- Directed by: Kirby Dick
- Produced by: Kirby Dick
- Edited by: Kirby Dick; Dody Dorn;
- Music by: Blake Leyh
- Distributed by: Cinepix Film Properties
- Release date: January 1997 (Sundance Film Festival);
- Running time: 89 minutes
- Country: United States
- Language: English

= Sick: The Life and Death of Bob Flanagan, Supermasochist =

1997 film by Kirby Dick

Sick: The Life and Death of Bob Flanagan, Supermasochist is a 1997 documentary film directed by Kirby Dick about Bob Flanagan, a Los Angeles writer, poet, performance artist, comic, and BDSM celebrity, who had and later died of cystic fibrosis.

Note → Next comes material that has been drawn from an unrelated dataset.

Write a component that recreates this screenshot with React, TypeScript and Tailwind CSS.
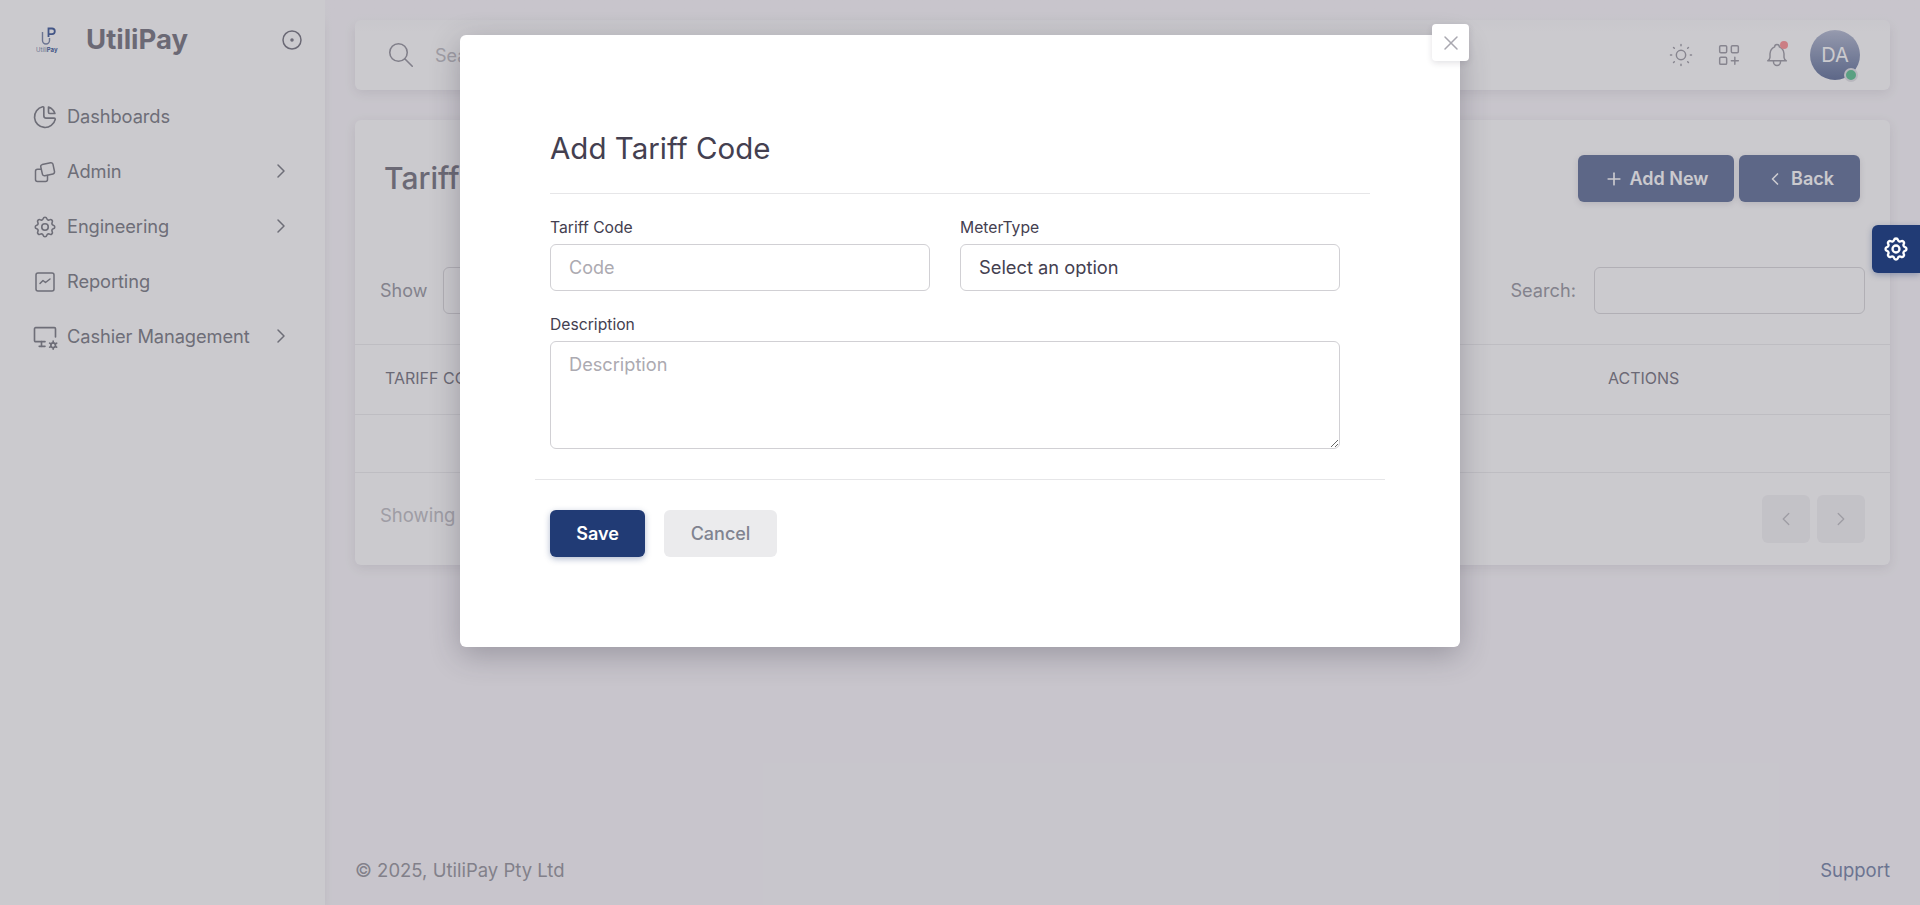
import React from 'react';
import {
  TbChartPie, TbSettings, TbDeviceDesktopCog, TbChevronRight, TbChevronLeft, TbCircleDot, TbSearch, TbSun,
  TbLayoutGridAdd, TbBell, TbPlus, TbX,
} from 'react-icons/tb';

const AdminIcon = () => (
  <svg width="24" height="24" viewBox="0 0 24 24" fill="none" stroke="currentColor" strokeWidth="1.5" strokeLinecap="round" strokeLinejoin="round">
    <path d="M9.2 4.6 17.6 2.8a2 2 0 0 1 2.4 1.5l1.5 7.2a2 2 0 0 1-1.5 2.4l-8.2 1.8a2 2 0 0 1-2.4-1.5L7.8 7a2 2 0 0 1 1.4-2.4z" />
    <path d="M7.8 9.2H4.5A2 2 0 0 0 2.5 11.2v8.3a2 2 0 0 0 2 2h8a2 2 0 0 0 2-2v-4" />
  </svg>
);
const ReportIcon = () => (
  <svg width="24" height="24" viewBox="0 0 24 24" fill="none" stroke="currentColor" strokeWidth="1.5" strokeLinecap="round" strokeLinejoin="round">
    <rect x="3" y="3" width="18" height="18" rx="2" />
    <path d="M7 13.5l3-3 2.5 2 4.5-3.5" />
  </svg>
);
const Logo = () => (
  <svg width="24" height="28" viewBox="0 0 24 28" fill="none">
    <path d="M6.5 6v8.5a3.5 3.5 0 0 0 7 0V12" stroke="#7f8cae" strokeWidth="1.4" />
    <path d="M12.5 11V2.5h3.5a2.7 2.7 0 0 1 0 5.6h-3" stroke="#4a65a0" strokeWidth="1.8" />
    <text x="0" y="26" fontSize="6" fontFamily="Inter, sans-serif" fill="#7f8cae">Utili<tspan fill="#4a65a0" fontWeight="700">Pay</tspan></text>
  </svg>
);

const menu = [
  { label: 'Dashboards', icon: <TbChartPie size={28} strokeWidth={1.4} className="-ml-[2px]" />, arrow: false },
  { label: 'Admin', icon: <AdminIcon />, arrow: true },
  { label: 'Engineering', icon: <TbSettings size={26} strokeWidth={1.5} className="-ml-[1px]" />, arrow: true },
  { label: 'Reporting', icon: <ReportIcon />, arrow: false },
  { label: 'Cashier Management', icon: <TbDeviceDesktopCog size={28} strokeWidth={1.4} className="-ml-[2px]" />, arrow: true },
];

export default function App() {
  return (
    <div className="relative flex h-[905px] w-full overflow-hidden bg-[#fbf9fc] font-['Inter','Noto_Sans',sans-serif] text-[#83848c]">
      <aside className="flex w-[325px] shrink-0 flex-col bg-white shadow-[0_3px_8px_rgba(47,43,61,0.08)]">
        <div className="mt-[20px] flex h-[40px] items-center pl-[36px] pr-[21px]">
          <Logo />
          <span className="ml-[26px] text-[27.5px] font-bold text-[#7f7e89]">UtiliPay</span>
          <TbCircleDot size={24} strokeWidth={1.5} className="ml-auto text-[#7f7e89]" />
        </div>
        <nav className="mt-[29px] flex flex-col pl-[33px] pr-[32px]">
          {menu.map((m) => (
            <div key={m.label} className="flex h-[55px] items-center">
              <span className="flex w-[34px] shrink-0 items-center">{m.icon}</span>
              <span className="whitespace-nowrap text-[18.3px] tracking-[-0.1px]">{m.label}</span>
              {m.arrow && <TbChevronRight size={24} strokeWidth={1.5} className="ml-auto -mt-[2px] text-[#83848c]" />}
            </div>
          ))}
        </nav>
      </aside>

      <main className="relative flex min-w-0 flex-1 flex-col px-[30px]">
        <header className="mt-[20px] flex h-[70px] shrink-0 items-center rounded-md bg-white pl-[31px] pr-[30px] shadow-[0_3px_12px_rgba(47,43,61,0.1)]">
          <TbSearch size={30} strokeWidth={1.25} className="text-[#9c9ba4]" />
          <span className="ml-[19px] text-[18px] text-[#c4c3c8]">Search...</span>
          <div className="ml-auto flex items-center">
            <TbSun size={28} strokeWidth={1.25} className="text-[#a4a3ab]" />
            <TbLayoutGridAdd size={28} strokeWidth={1.25} className="ml-[20px] text-[#a4a3ab]" />
            <div className="relative ml-[20px]">
              <TbBell size={28} strokeWidth={1.25} className="text-[#a4a3ab]" />
              <span className="absolute right-[3px] top-[0px] h-[8px] w-[8px] rounded-full bg-[#ff9a9d]" />
            </div>
            <div className="relative ml-[19px] flex h-[50px] w-[50px] items-center justify-center rounded-full bg-gradient-to-b from-[#b8bfd4] to-[#6c7ba1] text-[20px] text-white">
              DA
              <span className="absolute bottom-[-2px] right-[2px] h-[14px] w-[14px] rounded-full border-2 border-[#e6e6ea] bg-[#68c79a]" />
            </div>
          </div>
        </header>
        <div className="absolute inset-x-0 top-0 h-[32px] bg-gradient-to-b from-[#fbf9fc] via-[#fbf9fc]/80 to-transparent" />

        <section className="mt-[30px] rounded-md bg-white shadow-[0_3px_12px_rgba(47,43,61,0.1)]">
          <div className="flex h-[122px] items-start justify-between pl-[29px] pr-[30px] pt-[35px]">
            <h2 className="mt-[6px] text-[30px] font-medium leading-[34px] text-[#7f7e89]">Tariff Codes</h2>
            <div className="flex gap-[5px]">
              <button className="flex h-[47px] w-[156px] items-center justify-center gap-[6px] rounded-md bg-[#6c7ba1] text-[18px] font-semibold text-white shadow-[0_2px_6px_rgba(47,43,61,0.14)]">
                <TbPlus size={20} />Add New
              </button>
              <button className="flex h-[47px] w-[121px] items-center justify-center gap-[6px] rounded-md bg-[#6c7ba1] text-[18px] font-semibold text-white shadow-[0_2px_6px_rgba(47,43,61,0.14)]">
                <TbChevronLeft size={20} />Back
              </button>
            </div>
          </div>
          <div className="flex h-[102px] items-start justify-between pl-[25px] pr-[25px] pt-[25px]">
            <div className="flex h-[47px] items-center gap-[16px] text-[18px]">
              <span className="text-[#a09fa8]">Show</span>
              <span className="h-[47px] w-[80px] rounded-md border border-[#dcdbde]" />
            </div>
            <div className="flex h-[47px] items-center gap-[18px] text-[18.2px]">
              <span className="text-[#a09fa8]">Search:</span>
              <input className="h-[47px] w-[271px] rounded-md border border-[#dcdbde] bg-transparent" />
            </div>
          </div>
          <div className="flex h-[71px] items-center border-y border-[#eeeeef] pb-[3px] pl-[30px] text-[16px] uppercase text-[#7f7e89]">
            <span className="w-[1223px]">Tariff Code</span>
            <span>Actions</span>
          </div>
          <div className="h-[58px] border-b border-[#eeeeef]" />
          <div className="flex h-[92px] items-center justify-between pl-[25px] pr-[25px]">
            <span className="-mt-[6px] text-[18.5px] text-[#c4c3c8]">Showing 0 to 0 of 0 entries</span>
            <div className="flex gap-[7px] text-[#c4c3c8]">
              <span className="flex h-[48px] w-[48px] items-center justify-center rounded-md bg-[#f5f4f6]"><TbChevronLeft size={22} strokeWidth={1.5} /></span>
              <span className="flex h-[48px] w-[48px] items-center justify-center rounded-md bg-[#f5f4f6]"><TbChevronRight size={22} strokeWidth={1.5} /></span>
            </div>
          </div>
        </section>

        <footer className="mt-auto mb-[20px] flex items-center justify-between text-[18.5px] text-[#9e9da5]">
          <span>© 2025, UtiliPay Pty Ltd</span>
          <span className="text-[#7f8cae]">Support</span>
        </footer>
      </main>

      <div className="absolute inset-0 flex justify-center bg-[#2f2b3d]/25 pt-[35px]">
        <div className="relative h-[612px] w-[1000px] rounded-md bg-white px-[90px] pt-[96px] shadow-[0_8px_30px_rgba(47,43,61,0.3)]">
          <button className="absolute right-[-9px] top-[-11px] flex h-[37px] w-[37px] items-center justify-center rounded-[4px] bg-white text-[#a9a8b0] shadow-[0_2px_6px_rgba(47,43,61,0.14)]">
            <TbX size={24} strokeWidth={1.5} />
          </button>
          <h3 className="text-[29.5px] leading-[34px] text-[#444050]">Add Tariff Code</h3>
          <div className="mt-[28px] border-t border-[#e6e6e8]" />
          <div className="mt-[24px] grid w-[790px] grid-cols-2 gap-x-[30px]">
            <label className="block text-[15.7px] leading-[20px] text-[#444050]">
              Tariff Code
              <input placeholder="Code" className="mt-[6px] block h-[47px] w-full rounded-md border border-[#d1d0d4] px-[18px] text-[18px] outline-none placeholder:text-[#acaab1]" />
            </label>
            <label className="block text-[15.7px] leading-[20px] text-[#444050]">
              MeterType
              <select className="mt-[6px] block h-[47px] w-full appearance-none rounded-md border border-[#d1d0d4] bg-white px-[18px] pb-[2px] text-[18.3px] text-[#444050] outline-none">
                <option>Select an option</option>
              </select>
            </label>
          </div>
          <label className="mt-[24px] block w-[790px] text-[15.7px] leading-[20px] text-[#444050]">
            Description
            <textarea placeholder="Description" className="mt-[6px] block h-[108px] w-full rounded-md border border-[#d1d0d4] px-[18px] py-[12px] text-[18.2px] outline-none placeholder:text-[#acaab1]" />
          </label>
          <div className="-mx-[15px] mt-[30px] border-t border-[#e6e6e8]" />
          <div className="mt-[30px] flex gap-[19px]">
            <button className="h-[47px] w-[95px] rounded-md bg-[#213b75] text-[18px] font-semibold text-white shadow-[0_2px_6px_rgba(33,59,117,0.35)]">Save</button>
            <button className="h-[47px] w-[113px] rounded-md bg-[#ebebed] text-[18px] font-medium text-[#808390]">Cancel</button>
          </div>
        </div>
      </div>

      <button className="absolute right-0 top-[225px] flex h-[48px] w-[48px] items-center justify-center rounded-l-md bg-[#213b75] text-white shadow-[0_2px_6px_rgba(33,59,117,0.35)]">
        <TbSettings size={28} strokeWidth={2} />
      </button>
    </div>
  );
}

The film premiered at the 1997 Sundance Film Festival, where it was awarded a Special Jury Prize.

==Synopsis==
The film chronicles Flanagan for several years leading up to his death in 1996. It explores various aspects of his life, artwork, and philosophy through interviews and other personal footage depicting Flanagan, his wife Sheree Rose, and the Flanagan family. Sick also features Flanagan's home movies, performance videos, and video diaries, as well as an excerpt of Flanagan's performance in the music video for "Happiness in Slavery" by Nine Inch Nails.

In the film, Flanagan explains his use of BDSM for sexual gratification and also as a therapeutic device to take control over his body from cystic fibrosis. He discusses his conceptual, performance, and video art, which often relates to pain, illness, medicine, and sexuality. Flanagan also serves as a camp counselor for children with cystic fibrosis and meets with a young woman with cystic fibrosis who visits him under the auspices of the Make-A-Wish Foundation.

Sick details Flanagan's lifelong struggle with cystic fibrosis, as well as his eventual death. Flanagan had agreed to participate in the film under the condition that his death be included in the final project.

==Reception==
Sick was a surprise hit at the 1997 Sundance Film Festival, where it received a Special Jury Prize. It was also awarded the Grand Prize at the Los Angeles Film Festival. This was another surprise for Dick, who had planned to skip the awards ceremony.

Film critics responded positively to the film. Kevin Thomas of the Los Angeles Times and Roger Ebert of the Chicago Sun-Times praised the film for its careful portrayal of Flanagan's struggles and his relationship with Rose. The San Francisco Chronicles Edward Guthmann said the film, "does a remarkable thing in presenting extreme, sometimes revolting material and simultaneously making us like and admire Flanagan. True, he was a madman and exhibitionist; but he was also a gifted writer who was committed to taking risks, confronting death and living life on his own terms."